A longtime friend of Frank Costello and Joe Adonis (and for a time running Brooklyn rackets for the latter) Little Augie Pisano exhibited only one real sign of overwhelming ambition—he moved to Miami with plans to make it his private fiefdom. Miami represented an enormous rackets potential and required a fine touch with political circles.
But Meyer Lansky saw its potential too and that it would require a huge amount of underworld manpower and brains. Lansky urged that the cities of Miami and Miami Beach be declared "open territory" (as would be done later with Las Vegas) so that various crime families could skim their grand potential.
Despite Costello's closeness to Pisano he ordered him to curb his ambition and understand he had to work with Lansky. A dutiful soldier, Pisano did, and his loyalty thereafter to both Costello and Lansky never diminished. In the end, his loyalty was to prove the death of him.
In 1957 Vito Genovese, seeking to take control of the Lucky Luciano crime family, under the local direction of Costello since Luciano's deportation in 1946, ordered Costello assassinated. The job was botched and Costello survived.
Costello refused to tell the police who had tried to kill him, but Genovese, fearing all-out war, ordered all the important members of the crime family to report to his Atlantic Highlands, New Jersey, mansion—now an armed camp surrounded by 40 gunners, as a demonstration of unity with his cause. Little Augie was the sole capo—at the time he ran the family's rackets in the upper Bronx— who refused to show.
It was a sin Genovese would not forget, but he had more pressing matters, dealing with Costello and the murderous Albert Anastasia who had vowed to stop Genovese. Although Anastasia was eliminated, Genovese was forced to let Costello retire from the rackets, and it was apparently part of the deal that Little Augie was accepted back in good grace.
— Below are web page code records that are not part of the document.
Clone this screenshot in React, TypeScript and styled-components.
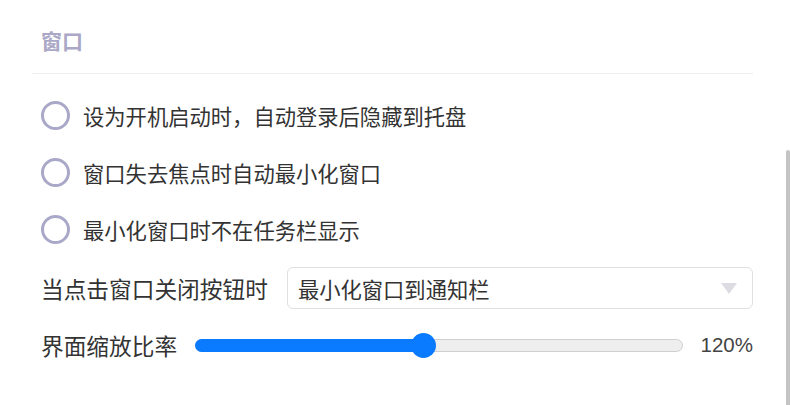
import styled, { createGlobalStyle } from 'styled-components';

const GlobalStyle = createGlobalStyle`
  html, body {
    margin: 0;
    padding: 0;
    background: #ffffff;
  }

  body {
    font-family: 'Liberation Sans', 'Noto Sans CJK SC', sans-serif;
    color: #333333;
    overflow: hidden;
  }
`;

const Page = styled.div`
  position: relative;
  width: 790px;
  height: 405px;
  box-sizing: border-box;
  padding: 28px 37px 0 32px;
`;

const SectionTitle = styled.h2`
  margin: 0;
  padding: 0 0 17px 9px;
  font-size: 21px;
  line-height: 28px;
  font-weight: 700;
  color: #aaa8c6;
  border-bottom: 1px solid #eeeeee;
`;

const SectionBody = styled.div`
  display: flex;
  flex-direction: column;
  padding: 13px 0 0 9px;
`;

const RadioRow = styled.label`
  display: flex;
  align-items: center;
  gap: 13px;
  height: 57px;
  font-size: 21.3px;
  color: #333333;
  cursor: pointer;
`;

const RadioCircle = styled.span<{ $checked?: boolean }>`
  width: 29px;
  height: 29px;
  box-sizing: border-box;
  border: 3px solid #aaa8c8;
  border-radius: 50%;
  flex-shrink: 0;
  background: ${({ $checked }) => ($checked ? '#aaa8c8' : 'transparent')};
`;

const FieldRow = styled.div<{ $top?: number; $gap?: number }>`
  display: flex;
  align-items: center;
  gap: ${({ $gap }) => $gap ?? 18}px;
  height: 42px;
  margin-top: ${({ $top }) => $top ?? 0}px;
`;

const FieldLabel = styled.span`
  font-size: 22.7px;
  color: #333333;
  white-space: nowrap;
`;

const SelectBox = styled.div`
  flex: 1;
  height: 42px;
  box-sizing: border-box;
  display: flex;
  align-items: center;
  justify-content: space-between;
  padding: 0 15px 0 10px;
  border: 1px solid #e0e0e0;
  border-radius: 6px;
  font-size: 21.3px;
  color: #333333;
`;

const Caret = styled.span`
  width: 0;
  height: 0;
  border-left: 8.5px solid transparent;
  border-right: 8.5px solid transparent;
  border-top: 11px solid #dcdce2;
`;

const SliderTrack = styled.div`
  position: relative;
  flex: 1;
  height: 13px;
  box-sizing: border-box;
  border: 1px solid #cfcfcf;
  border-radius: 7px;
  background: #eeeeee;
`;

const SliderFill = styled.div`
  position: absolute;
  left: -1px;
  top: -1px;
  bottom: -1px;
  border-radius: 7px;
  background: #0a7bff;
`;

const SliderThumb = styled.div`
  position: absolute;
  top: 50%;
  width: 25px;
  height: 25px;
  margin: -12.5px 0 0 -12.5px;
  border-radius: 50%;
  background: #0a7bff;
`;

const SliderValue = styled.span`
  font-size: 20.5px;
  color: #444444;
  white-space: nowrap;
`;

const ScrollThumb = styled.div`
  position: absolute;
  right: 0;
  top: 150px;
  bottom: 0;
  width: 4px;
  border-radius: 3px 3px 0 0;
  background: #c4c4c4;
`;

const options = [
  '设为开机启动时，自动登录后隐藏到托盘',
  '窗口失去焦点时自动最小化窗口',
  '最小化窗口时不在任务栏显示',
];

const scale = { min: 50, max: 200, value: 120 };

export default function App() {
  const ratio = (scale.value - scale.min) / (scale.max - scale.min);
  const thumbLeft = `calc(12.5px + (100% - 25px) * ${ratio})`;

  return (
    <>
      <GlobalStyle />
      <Page>
        <SectionTitle>窗口</SectionTitle>
        <SectionBody>
          {options.map((text) => (
            <RadioRow key={text}>
              <RadioCircle />
              {text}
            </RadioRow>
          ))}

          <FieldRow $top={9} $gap={19}>
            <FieldLabel>当点击窗口关闭按钮时</FieldLabel>
            <SelectBox>
              最小化窗口到通知栏
              <Caret />
            </SelectBox>
          </FieldRow>

          <FieldRow $top={15}>
            <FieldLabel>界面缩放比率</FieldLabel>
            <SliderTrack>
              <SliderFill style={{ width: thumbLeft }} />
              <SliderThumb style={{ left: thumbLeft }} />
            </SliderTrack>
            <SliderValue>{scale.value}%</SliderValue>
          </FieldRow>
        </SectionBody>
        <ScrollThumb />
      </Page>
    </>
  );
}
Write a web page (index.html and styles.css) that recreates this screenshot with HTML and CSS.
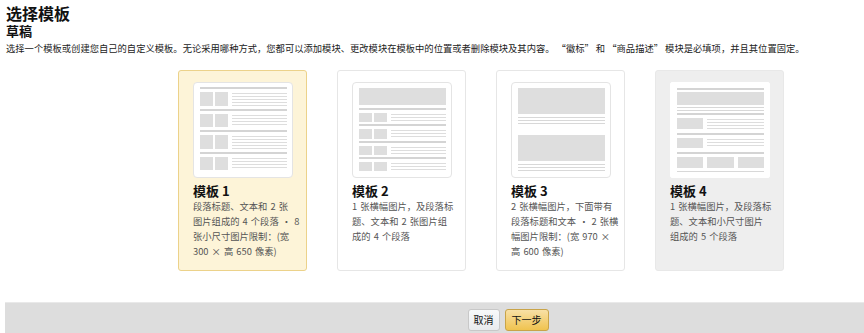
FILE: index.html
```html
<!DOCTYPE html>
<html lang="zh-CN">
<head>
<meta charset="utf-8">
<title>选择模板</title>
<link rel="stylesheet" href="styles.css">
</head>
<body>
<div class="page">
  <header class="head">
    <h1 class="title">选择模板</h1>
    <h2 class="subtitle">草稿</h2>
    <p class="intro">选择一个模板或创建您自己的自定义模板。无论采用哪种方式，您都可以添加模块、更改模块在模板中的位置或者删除模块及其内容。 “徽标” 和 “商品描述” 模块是必填项，并且其位置固定。</p>
  </header>

  <div class="cards">
    <div class="card selected">
      <div class="thumb">
        <div class="row r1"><span class="sq"></span><span class="sq"></span><span class="txt"></span></div>
        <div class="row r1"><span class="sq"></span><span class="sq"></span><span class="txt"></span></div>
        <div class="row r1"><span class="sq"></span><span class="sq"></span><span class="txt"></span></div>
        <div class="row r1"><span class="sq"></span><span class="sq"></span><span class="txt"></span></div>
      </div>
      <div class="name">模板 1</div>
      <div class="desc">段落标题、文本和 2 张<br>图片组成的 4 个段落 • 8<br>张小尺寸图片限制：(宽<br>300 × 高 650 像素)</div>
    </div>

    <div class="card">
      <div class="thumb">
        <div class="banner b2"></div>
        <div class="row r2"><span class="sq"></span><span class="sq"></span><span class="txt"></span></div>
        <div class="row r2"><span class="sq"></span><span class="sq"></span><span class="txt"></span></div>
        <div class="row r2"><span class="sq"></span><span class="sq"></span><span class="txt"></span></div>
        <div class="row r2"><span class="sq"></span><span class="sq"></span><span class="txt"></span></div>
      </div>
      <div class="name">模板 2</div>
      <div class="desc">1 张横幅图片，及段落标<br>题、文本和 2 张图片组<br>成的 4 个段落</div>
    </div>

    <div class="card">
      <div class="thumb">
        <div class="banner b3"></div>
        <div class="lines l3"></div>
        <div class="banner b3 second"></div>
        <div class="lines l3"></div>
      </div>
      <div class="name">模板 3</div>
      <div class="desc">2 张横幅图片，下面带有<br>段落标题和文本 • 2 张横<br>幅图片限制：(宽 970 ×<br>高 600 像素)</div>
    </div>

    <div class="card grey">
      <div class="thumb">
        <div class="rule"></div>
        <div class="banner b4"></div>
        <div class="lines l4"></div>
        <div class="row r4"><span class="sq wide"></span><span class="txt"></span></div>
        <div class="row r4"><span class="sq wide"></span><span class="txt"></span></div>
        <div class="row r4 three"><span class="sq"></span><span class="sq"></span><span class="sq"></span></div>
        <div class="lines l4b"></div>
      </div>
      <div class="name">模板 4</div>
      <div class="desc">1 张横幅图片，及段落标<br>题、文本和小尺寸图片<br>组成的 5 个段落</div>
    </div>
  </div>

  <footer class="bar">
    <button class="btn cancel">取消</button>
    <button class="btn next">下一步</button>
  </footer>
</div>
</body>
</html>
```

FILE: styles.css
```css
html, body {
  margin: 0;
  padding: 0;
  background: #ffffff;
}

body {
  font-family: "Noto Sans CJK SC", "Liberation Sans", sans-serif;
  color: #111111;
  overflow: hidden;
}

.page {
  width: 864px;
  height: 333px;
  display: flex;
  flex-direction: column;
}

.head {
  padding: 4px 6px 0 6px;
}

.title {
  margin: 0;
  font-size: 16px;
  line-height: 18px;
  font-weight: 700;
}

.subtitle {
  margin: 1px 0 0 0;
  font-size: 13px;
  line-height: 15px;
  font-weight: 700;
}

.intro {
  margin: 3px 0 0 0;
  font-size: 9.3px;
  line-height: 14px;
  color: #222222;
  white-space: nowrap;
}

.cards {
  display: flex;
  gap: 30px;
  padding-left: 178px;
  margin-top: 15px;
}

.card {
  box-sizing: border-box;
  width: 129px;
  height: 201px;
  padding: 11px 13px 0 14px;
  border: 1px solid #e6e6e6;
  border-radius: 3px;
  background: #ffffff;
}

.card.selected {
  background: #fdf4d8;
  border-color: #ecd28a;
}

.card.grey {
  background: #eeeeee;
  border-color: #e8e8e8;
}

.thumb {
  box-sizing: border-box;
  width: 100px;
  height: 96px;
  background: #ffffff;
  border: 1px solid #e4e4e4;
  border-radius: 4px;
  padding: 4px 5px 4px 6px;
  display: flex;
  flex-direction: column;
}

.card.grey .thumb {
  border-color: #ffffff;
  border-radius: 2px;
}

.row {
  display: flex;
  gap: 2px;
  border-top: 2px solid #d4d4d4;
  padding-top: 3px;
}

.r1 {
  flex: 1;
  padding-bottom: 3px;
}

.r2 {
  flex: 1;
  padding-bottom: 2px;
}

.sq {
  width: 13px;
  background: #dedede;
}

.sq.wide {
  width: 26px;
}

.txt {
  flex: 1;
  margin-left: 2px;
  margin-top: 1px;
  background: repeating-linear-gradient(to bottom, #dddddd 0, #dddddd 1px, transparent 1px, transparent 3px);
}

.banner {
  background: #dedede;
}

.b2 {
  height: 17px;
  margin-top: 1px;
  margin-bottom: 3px;
}

.b3 {
  height: 26px;
  margin-top: 1px;
}

.b3.second {
  margin-top: 10px;
}

.lines {
  background: repeating-linear-gradient(to bottom, #d8d8d8 0, #d8d8d8 1px, transparent 1px, transparent 3px);
}

.l3 {
  height: 8px;
  margin-top: 3px;
}

.rule {
  height: 2px;
  background: #d4d4d4;
  margin-top: 1px;
}

.b4 {
  height: 17px;
  margin-top: 2px;
}

.l4 {
  height: 5px;
  margin-top: 2px;
}

.r4 {
  height: 13px;
  margin-top: 2px;
  padding-bottom: 2px;
}

.r4.three {
  gap: 4px;
}

.r4.three .sq {
  flex: 1;
  width: auto;
}

.l4b {
  height: 3px;
  margin-top: 1px;
}

.name {
  margin-top: 5px;
  font-size: 13px;
  line-height: 16px;
  font-weight: 700;
  color: #111111;
}

.desc {
  width: 106px;
  font-size: 9.3px;
  line-height: 15px;
  word-spacing: 1px;
  color: #555555;
  white-space: nowrap;
}

.bar {
  margin-top: auto;
  margin-left: 5px;
  height: 31px;
  box-sizing: border-box;
  background: #dddddd;
  border-top: 1px solid #e9e9e9;
  display: flex;
  justify-content: center;
  align-items: flex-start;
  gap: 5px;
  padding: 6px 0 0 147px;
}

.btn {
  height: 22px;
  box-sizing: border-box;
  font-family: "Noto Sans CJK SC", "Liberation Sans", sans-serif;
  font-size: 10px;
  line-height: 20px;
  color: #111111;
  border-radius: 3px;
  padding: 0;
  cursor: pointer;
}

.cancel {
  width: 32px;
  background: linear-gradient(#f8f9fa, #e9ebee);
  border: 1px solid #c8c8c8;
}

.next {
  width: 44px;
  background: linear-gradient(#f8e0a6, #f0c34f);
  border: 1px solid #c9a448;
}
```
The peace lasted until 1959 when Genovese ordered Little Augie hit. The would-be assassins had considerable trouble getting Little Augie alone. He was often with his good friend Tony Bender, chief operator of the crime family's rackets in Greenwich Village, and the killers asked if it was all right to blow away Bender at the same time. Genovese had a strong need for Bender at the time and vetoed the suggestion. Finally Bender discovered his good friend was being set up and he cheerfully agreed to put Little Augie on the spot.
On September 29 Little Augie was partying at the Copacabana with a friend, Mrs. Janice Drake, a former beauty queen, with whom, the cutting underworld comment went, he was having a platonic relationship. She was the wife of comedian Alan Drake, whose career Little Augie had helped. (Mrs. Drake's relationship with Little Augie was never clear. She was grateful to him and called him "Uncle Gus." It was possible she was merely a flamboyant symbol that the mobster liked having around as flattering to his image.)
|Little Augie Pisano had been shot|
They were joined, apparently by chance, by Bender who invited them and a few others to dine with him at Marino's restaurant, not far from the Copa. During dinner a phone call caused Little Augie to leave hurriedly, Mrs. Drake on his arm.
At 10:30 P.M., about 45 minutes later, they were found in Little Augie's black Cadillac on a dark street near La Guardia Airport in Queens. Both were sitting in the front seat, heads tilted toward each other like young lovers. Both had been shot in the back of the head.
Police later theorized that the killers had been hiding in the back seat of Little Augie's car and forced him to drive to his place of execution. Mrs. Drake, they said, had died just because she happened to be along for the ride.